→ **Data provided**:
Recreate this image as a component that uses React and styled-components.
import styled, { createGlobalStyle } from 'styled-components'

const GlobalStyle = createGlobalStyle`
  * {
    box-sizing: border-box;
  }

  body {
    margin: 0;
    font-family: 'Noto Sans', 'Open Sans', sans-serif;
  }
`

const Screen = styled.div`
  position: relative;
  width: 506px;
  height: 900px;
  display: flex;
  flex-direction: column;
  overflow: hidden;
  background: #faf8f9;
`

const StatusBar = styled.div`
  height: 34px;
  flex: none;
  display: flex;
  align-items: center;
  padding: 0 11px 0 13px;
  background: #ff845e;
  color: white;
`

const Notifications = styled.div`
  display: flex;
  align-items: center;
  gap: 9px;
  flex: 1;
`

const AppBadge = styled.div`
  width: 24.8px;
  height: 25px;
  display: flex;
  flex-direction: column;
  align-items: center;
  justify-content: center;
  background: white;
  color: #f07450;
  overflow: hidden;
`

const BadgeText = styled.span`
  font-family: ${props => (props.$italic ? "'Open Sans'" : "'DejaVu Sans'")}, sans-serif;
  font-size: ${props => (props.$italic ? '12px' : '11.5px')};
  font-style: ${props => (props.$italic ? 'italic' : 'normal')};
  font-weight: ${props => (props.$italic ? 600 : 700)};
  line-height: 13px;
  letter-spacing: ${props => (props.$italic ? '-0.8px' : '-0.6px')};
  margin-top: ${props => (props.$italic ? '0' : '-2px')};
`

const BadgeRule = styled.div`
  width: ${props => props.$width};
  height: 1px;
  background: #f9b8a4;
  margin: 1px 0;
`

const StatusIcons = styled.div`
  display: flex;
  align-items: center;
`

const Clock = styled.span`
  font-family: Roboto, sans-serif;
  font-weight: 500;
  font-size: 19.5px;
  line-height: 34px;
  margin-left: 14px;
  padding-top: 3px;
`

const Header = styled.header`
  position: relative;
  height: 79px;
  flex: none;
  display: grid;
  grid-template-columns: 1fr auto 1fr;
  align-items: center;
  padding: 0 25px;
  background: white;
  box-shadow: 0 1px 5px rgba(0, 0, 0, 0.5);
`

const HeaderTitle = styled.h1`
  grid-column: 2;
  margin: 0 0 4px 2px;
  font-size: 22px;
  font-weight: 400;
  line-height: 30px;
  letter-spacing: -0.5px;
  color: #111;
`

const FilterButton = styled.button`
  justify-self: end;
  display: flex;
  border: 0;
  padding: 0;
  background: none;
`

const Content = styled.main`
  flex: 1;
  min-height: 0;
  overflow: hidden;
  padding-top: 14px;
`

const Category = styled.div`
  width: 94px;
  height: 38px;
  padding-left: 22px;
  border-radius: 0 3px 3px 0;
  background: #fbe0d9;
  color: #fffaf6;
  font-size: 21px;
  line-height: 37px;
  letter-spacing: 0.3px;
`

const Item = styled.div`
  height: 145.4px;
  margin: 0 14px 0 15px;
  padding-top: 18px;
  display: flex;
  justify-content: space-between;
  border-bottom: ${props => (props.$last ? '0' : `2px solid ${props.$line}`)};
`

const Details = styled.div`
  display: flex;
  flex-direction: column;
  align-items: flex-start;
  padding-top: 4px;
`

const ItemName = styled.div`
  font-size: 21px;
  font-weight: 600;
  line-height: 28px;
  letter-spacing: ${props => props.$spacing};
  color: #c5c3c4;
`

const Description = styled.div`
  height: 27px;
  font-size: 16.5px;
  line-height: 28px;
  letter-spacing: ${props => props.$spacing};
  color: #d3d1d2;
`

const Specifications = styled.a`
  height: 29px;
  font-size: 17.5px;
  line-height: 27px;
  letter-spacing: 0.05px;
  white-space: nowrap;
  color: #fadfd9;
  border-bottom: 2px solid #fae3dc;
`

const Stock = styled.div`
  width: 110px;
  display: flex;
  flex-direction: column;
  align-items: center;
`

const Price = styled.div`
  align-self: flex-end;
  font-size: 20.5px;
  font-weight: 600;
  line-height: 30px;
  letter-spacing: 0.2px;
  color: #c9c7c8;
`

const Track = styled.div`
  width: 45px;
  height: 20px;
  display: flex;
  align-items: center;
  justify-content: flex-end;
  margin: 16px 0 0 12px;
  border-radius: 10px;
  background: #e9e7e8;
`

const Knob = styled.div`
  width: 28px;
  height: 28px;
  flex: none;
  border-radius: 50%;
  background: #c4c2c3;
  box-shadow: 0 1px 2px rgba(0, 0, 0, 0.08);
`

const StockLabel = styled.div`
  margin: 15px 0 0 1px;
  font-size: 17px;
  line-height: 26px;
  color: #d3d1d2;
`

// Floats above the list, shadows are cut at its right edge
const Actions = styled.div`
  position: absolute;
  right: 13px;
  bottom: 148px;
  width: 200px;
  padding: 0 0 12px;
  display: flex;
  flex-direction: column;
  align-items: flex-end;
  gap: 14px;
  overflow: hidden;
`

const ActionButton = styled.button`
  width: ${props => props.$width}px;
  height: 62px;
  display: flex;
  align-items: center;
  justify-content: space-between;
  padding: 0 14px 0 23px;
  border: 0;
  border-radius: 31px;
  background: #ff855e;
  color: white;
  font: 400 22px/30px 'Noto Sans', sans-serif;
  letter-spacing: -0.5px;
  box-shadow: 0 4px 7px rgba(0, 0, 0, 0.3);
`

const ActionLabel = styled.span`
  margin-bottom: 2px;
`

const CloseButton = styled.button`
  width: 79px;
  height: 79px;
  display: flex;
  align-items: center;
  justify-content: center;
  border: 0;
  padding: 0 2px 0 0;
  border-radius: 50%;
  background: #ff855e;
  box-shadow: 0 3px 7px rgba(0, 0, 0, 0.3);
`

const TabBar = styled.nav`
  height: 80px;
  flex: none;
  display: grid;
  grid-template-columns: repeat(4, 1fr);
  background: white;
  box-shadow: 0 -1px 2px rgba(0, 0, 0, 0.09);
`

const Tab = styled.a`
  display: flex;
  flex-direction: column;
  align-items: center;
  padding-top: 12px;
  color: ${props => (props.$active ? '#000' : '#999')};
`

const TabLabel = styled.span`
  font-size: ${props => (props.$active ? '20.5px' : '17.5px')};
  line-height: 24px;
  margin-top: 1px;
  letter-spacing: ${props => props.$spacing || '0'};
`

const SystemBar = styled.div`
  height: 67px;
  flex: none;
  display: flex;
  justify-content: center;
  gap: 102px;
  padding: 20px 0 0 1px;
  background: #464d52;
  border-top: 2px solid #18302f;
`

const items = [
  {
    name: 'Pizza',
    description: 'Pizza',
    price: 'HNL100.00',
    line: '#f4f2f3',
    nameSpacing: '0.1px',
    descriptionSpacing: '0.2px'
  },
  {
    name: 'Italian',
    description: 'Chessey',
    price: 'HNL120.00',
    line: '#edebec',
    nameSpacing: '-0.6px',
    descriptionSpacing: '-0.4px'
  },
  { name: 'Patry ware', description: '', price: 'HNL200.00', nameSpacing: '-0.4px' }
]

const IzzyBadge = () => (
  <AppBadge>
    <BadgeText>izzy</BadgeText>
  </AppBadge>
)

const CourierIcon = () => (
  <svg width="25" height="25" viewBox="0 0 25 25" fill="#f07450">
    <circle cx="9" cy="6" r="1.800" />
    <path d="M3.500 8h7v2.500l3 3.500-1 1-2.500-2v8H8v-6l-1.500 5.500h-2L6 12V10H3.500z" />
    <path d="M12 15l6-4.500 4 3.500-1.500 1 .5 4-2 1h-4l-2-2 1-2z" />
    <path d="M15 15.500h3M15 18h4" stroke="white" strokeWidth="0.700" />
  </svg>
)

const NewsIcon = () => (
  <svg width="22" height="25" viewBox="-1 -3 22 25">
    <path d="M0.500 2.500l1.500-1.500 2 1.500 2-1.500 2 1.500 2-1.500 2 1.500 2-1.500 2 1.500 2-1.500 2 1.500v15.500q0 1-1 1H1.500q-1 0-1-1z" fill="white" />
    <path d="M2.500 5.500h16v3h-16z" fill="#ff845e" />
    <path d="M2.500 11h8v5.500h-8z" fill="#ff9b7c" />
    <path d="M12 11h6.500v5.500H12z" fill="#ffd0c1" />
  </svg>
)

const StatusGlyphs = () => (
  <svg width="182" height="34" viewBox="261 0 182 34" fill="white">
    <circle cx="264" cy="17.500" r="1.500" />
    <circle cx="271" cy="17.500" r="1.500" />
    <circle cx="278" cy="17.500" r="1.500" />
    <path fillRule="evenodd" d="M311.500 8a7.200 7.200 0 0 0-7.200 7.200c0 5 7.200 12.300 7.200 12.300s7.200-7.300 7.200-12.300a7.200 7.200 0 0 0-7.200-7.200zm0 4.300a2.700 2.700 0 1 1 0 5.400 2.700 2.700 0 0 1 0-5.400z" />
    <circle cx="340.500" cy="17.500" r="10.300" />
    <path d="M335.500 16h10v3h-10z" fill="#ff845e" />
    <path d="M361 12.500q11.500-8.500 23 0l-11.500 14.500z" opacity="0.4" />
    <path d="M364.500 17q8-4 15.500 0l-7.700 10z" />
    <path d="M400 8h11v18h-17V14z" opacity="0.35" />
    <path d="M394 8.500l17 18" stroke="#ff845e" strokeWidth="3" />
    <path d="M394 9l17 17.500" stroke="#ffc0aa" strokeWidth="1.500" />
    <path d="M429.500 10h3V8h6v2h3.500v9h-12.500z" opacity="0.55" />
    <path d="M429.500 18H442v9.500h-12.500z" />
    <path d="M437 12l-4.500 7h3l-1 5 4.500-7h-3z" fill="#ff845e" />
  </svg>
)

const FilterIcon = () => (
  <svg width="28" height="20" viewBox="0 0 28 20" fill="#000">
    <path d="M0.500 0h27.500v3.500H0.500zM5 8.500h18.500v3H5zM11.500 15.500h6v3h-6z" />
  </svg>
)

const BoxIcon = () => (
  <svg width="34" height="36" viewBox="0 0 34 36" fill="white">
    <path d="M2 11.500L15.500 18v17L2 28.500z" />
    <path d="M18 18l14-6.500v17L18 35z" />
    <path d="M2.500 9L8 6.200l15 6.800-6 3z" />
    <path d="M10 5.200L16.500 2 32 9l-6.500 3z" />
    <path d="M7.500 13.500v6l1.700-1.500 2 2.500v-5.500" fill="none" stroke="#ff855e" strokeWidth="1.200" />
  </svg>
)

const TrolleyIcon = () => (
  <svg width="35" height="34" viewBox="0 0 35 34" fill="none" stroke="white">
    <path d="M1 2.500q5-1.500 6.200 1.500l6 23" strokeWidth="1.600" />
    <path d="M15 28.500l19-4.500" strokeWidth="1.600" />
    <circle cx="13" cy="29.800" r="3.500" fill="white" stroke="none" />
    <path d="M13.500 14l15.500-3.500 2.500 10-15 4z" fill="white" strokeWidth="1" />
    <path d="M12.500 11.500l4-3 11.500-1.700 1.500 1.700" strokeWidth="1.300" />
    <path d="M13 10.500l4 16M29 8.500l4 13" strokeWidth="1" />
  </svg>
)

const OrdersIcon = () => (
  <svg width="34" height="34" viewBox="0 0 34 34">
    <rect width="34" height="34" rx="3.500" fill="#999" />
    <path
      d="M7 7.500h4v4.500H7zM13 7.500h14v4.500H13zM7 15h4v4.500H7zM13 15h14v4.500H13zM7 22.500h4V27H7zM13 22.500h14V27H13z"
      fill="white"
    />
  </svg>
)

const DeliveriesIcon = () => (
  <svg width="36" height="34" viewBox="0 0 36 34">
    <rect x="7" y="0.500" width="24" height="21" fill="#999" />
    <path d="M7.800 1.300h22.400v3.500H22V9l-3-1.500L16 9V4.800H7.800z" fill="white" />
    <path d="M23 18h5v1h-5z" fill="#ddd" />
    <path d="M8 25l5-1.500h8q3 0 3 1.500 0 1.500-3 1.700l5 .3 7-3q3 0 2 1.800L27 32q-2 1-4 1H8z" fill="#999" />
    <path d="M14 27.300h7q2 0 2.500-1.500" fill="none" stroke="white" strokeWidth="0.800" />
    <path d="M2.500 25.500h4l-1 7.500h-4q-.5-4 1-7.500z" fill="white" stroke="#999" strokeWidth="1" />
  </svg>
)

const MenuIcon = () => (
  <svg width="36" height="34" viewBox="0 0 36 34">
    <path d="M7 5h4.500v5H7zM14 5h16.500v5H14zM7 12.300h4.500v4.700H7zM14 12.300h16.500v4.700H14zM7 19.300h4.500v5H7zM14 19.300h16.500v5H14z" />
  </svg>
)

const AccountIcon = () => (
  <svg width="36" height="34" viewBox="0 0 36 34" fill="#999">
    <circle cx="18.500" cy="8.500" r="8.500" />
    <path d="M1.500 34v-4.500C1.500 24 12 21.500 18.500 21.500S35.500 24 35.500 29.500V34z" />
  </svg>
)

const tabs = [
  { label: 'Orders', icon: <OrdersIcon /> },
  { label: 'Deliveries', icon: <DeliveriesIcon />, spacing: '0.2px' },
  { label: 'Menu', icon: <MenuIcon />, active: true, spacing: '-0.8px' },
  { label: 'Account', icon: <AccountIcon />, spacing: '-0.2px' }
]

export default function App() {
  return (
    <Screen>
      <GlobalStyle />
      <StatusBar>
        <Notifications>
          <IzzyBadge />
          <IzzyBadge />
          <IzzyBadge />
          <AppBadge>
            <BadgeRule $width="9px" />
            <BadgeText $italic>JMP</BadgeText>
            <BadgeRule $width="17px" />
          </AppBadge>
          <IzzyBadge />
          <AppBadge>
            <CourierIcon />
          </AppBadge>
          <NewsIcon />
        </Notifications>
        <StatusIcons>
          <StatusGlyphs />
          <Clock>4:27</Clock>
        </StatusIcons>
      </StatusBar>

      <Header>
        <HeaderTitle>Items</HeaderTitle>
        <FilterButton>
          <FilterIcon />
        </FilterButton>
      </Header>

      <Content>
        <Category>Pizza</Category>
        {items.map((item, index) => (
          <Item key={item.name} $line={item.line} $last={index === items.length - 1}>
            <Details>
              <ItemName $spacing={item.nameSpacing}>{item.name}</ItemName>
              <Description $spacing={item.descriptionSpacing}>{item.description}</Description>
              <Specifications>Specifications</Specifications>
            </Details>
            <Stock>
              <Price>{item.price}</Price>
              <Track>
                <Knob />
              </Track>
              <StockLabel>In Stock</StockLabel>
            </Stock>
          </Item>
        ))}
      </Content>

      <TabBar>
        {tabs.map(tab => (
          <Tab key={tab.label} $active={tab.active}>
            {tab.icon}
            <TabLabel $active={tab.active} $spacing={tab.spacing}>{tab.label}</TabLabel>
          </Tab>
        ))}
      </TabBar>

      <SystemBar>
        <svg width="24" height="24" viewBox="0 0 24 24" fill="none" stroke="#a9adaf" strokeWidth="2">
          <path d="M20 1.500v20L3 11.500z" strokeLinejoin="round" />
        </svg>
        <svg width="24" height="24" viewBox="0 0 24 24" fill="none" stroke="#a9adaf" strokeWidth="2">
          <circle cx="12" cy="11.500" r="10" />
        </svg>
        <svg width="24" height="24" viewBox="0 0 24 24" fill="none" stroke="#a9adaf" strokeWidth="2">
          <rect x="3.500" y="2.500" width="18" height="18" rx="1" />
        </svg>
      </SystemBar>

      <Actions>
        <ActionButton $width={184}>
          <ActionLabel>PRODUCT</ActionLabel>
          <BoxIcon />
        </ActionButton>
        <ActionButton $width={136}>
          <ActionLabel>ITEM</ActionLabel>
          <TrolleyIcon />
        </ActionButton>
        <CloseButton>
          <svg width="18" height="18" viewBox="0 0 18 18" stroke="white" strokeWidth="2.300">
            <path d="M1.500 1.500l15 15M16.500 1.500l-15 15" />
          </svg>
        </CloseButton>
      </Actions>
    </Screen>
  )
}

→ **Objective**:
Show all lines from the listing above in which "components" appears.

→ **Task response**:
Recreate this image as a component that uses React and styled-components.
import styled, { createGlobalStyle } from 'styled-components'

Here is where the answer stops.